-- Begin Input data --

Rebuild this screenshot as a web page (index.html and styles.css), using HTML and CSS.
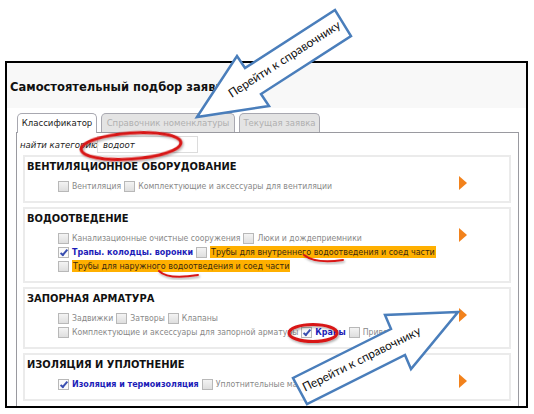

-- End Input data --
-- Begin Input data --

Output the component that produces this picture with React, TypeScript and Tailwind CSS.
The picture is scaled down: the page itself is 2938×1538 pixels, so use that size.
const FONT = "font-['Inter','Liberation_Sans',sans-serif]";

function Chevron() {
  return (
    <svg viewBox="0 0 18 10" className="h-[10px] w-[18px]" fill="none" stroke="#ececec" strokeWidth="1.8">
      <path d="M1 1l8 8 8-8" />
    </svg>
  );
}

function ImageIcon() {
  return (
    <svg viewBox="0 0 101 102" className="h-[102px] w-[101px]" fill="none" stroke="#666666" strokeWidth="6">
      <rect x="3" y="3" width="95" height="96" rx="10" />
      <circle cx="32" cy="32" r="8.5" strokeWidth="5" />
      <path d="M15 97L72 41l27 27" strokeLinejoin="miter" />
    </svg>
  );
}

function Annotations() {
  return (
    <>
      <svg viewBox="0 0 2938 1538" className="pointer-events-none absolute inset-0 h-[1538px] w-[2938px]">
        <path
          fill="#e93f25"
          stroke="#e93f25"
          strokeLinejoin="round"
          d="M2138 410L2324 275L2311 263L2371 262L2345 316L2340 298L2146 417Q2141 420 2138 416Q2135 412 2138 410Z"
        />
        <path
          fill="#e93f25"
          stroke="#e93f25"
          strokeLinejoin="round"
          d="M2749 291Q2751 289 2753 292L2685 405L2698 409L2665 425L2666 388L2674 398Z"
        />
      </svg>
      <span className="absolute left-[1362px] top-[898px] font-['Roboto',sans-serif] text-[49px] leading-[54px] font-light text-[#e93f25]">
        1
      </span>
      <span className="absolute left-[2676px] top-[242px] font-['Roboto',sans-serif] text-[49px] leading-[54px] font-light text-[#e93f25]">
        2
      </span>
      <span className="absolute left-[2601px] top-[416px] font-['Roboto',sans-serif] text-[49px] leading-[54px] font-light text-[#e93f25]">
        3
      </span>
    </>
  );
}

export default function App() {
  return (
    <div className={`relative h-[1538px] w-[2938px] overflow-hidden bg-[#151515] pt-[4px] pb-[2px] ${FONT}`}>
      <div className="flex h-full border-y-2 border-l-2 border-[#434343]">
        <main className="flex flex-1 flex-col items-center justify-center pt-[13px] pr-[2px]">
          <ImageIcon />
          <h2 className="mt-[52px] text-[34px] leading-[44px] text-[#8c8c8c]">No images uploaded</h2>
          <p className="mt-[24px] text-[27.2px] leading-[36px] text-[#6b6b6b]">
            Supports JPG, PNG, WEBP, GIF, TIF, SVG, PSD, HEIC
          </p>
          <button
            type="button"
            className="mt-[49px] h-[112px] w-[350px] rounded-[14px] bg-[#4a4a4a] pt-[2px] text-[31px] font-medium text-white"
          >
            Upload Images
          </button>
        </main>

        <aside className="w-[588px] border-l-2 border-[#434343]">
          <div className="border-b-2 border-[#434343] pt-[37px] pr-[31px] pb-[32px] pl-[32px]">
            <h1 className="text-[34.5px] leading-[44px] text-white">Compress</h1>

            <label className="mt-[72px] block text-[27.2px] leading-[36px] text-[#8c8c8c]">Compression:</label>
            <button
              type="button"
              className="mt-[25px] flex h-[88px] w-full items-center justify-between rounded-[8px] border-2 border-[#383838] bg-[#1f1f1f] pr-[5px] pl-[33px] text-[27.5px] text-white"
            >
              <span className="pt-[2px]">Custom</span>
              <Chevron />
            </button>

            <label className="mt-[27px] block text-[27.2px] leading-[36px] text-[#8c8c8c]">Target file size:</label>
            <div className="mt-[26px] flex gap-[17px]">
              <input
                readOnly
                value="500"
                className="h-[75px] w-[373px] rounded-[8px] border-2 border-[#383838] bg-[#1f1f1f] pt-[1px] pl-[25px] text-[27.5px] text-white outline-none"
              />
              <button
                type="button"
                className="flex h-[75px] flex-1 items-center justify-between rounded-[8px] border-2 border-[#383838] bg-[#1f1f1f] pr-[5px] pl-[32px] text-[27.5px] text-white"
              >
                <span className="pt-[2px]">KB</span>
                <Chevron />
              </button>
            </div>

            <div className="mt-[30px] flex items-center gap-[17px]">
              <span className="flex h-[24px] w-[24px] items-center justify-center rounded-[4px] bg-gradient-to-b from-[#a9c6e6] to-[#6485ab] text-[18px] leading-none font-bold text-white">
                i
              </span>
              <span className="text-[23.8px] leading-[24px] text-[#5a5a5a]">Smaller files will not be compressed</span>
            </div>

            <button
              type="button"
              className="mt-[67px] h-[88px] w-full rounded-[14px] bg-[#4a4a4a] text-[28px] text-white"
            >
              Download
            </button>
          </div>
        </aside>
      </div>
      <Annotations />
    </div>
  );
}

-- End Input data --

◆ **Objective**: Every line in the data that holds "this" should be copied out.

◆ **Response**:
Rebuild this screenshot as a web page (index.html and styles.css), using HTML and CSS.
Output the component that produces this picture with React, TypeScript and Tailwind CSS.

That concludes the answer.